Although objection was not made to the questions particularizing with respect to collateral matters incident to the felonies of which appellant had been formerly convicted, and for which he had served time, it is clear that such questions served to inflame the minds of jurors. Otherwise a sentence of 21 years would not have been imposed.

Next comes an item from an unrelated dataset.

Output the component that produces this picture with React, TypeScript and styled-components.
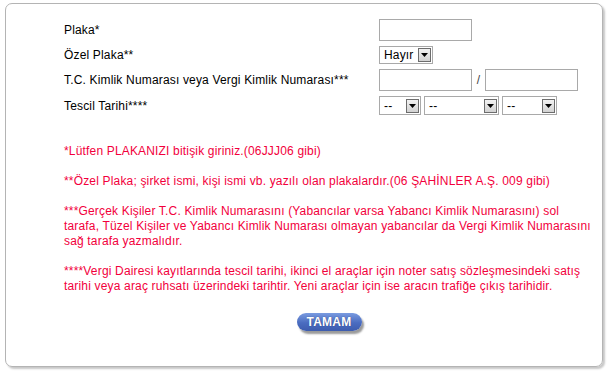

Section 2786 confers power upon the Supreme Court to reverse, affirm, or modify a judgment or order appealed from, in whole or in part, and as to any or all parties. The statute has been construed as applying to criminal as well as civil cases. Vance v. State, 70 Ark. 272, 68 S. W. 37; Simpson v. State, 56 Ark. 8, 19 S. W. 99; Darden v. State, 73 Ark. 315, 84 S. W. 507. In Henson v. State, 76 Ark. 267, 88 S. W. 965, it was said: “The majority of the judges are of the opinion that the punishment assessed against the appellant is excessive, and should be reduced to two years’ imprisonment in the penitentiary, and it is ordered that the judgment therein be modified accordingly.” See, also, Davis v. State, *311155 Ark. 245, 244 S. W. 750. There are numerous instances in which this court has reduced punishment of an appellant from death to life imprisonment.

In the instant case we hold that the excessive verdict clearly shows passion and prejudice resulting from the collateral discussion of former crimes. The judgment will, therefore, be modified by reducing the punishment to two years in the penitentiary, and, as so modified, said judgment is affirmed.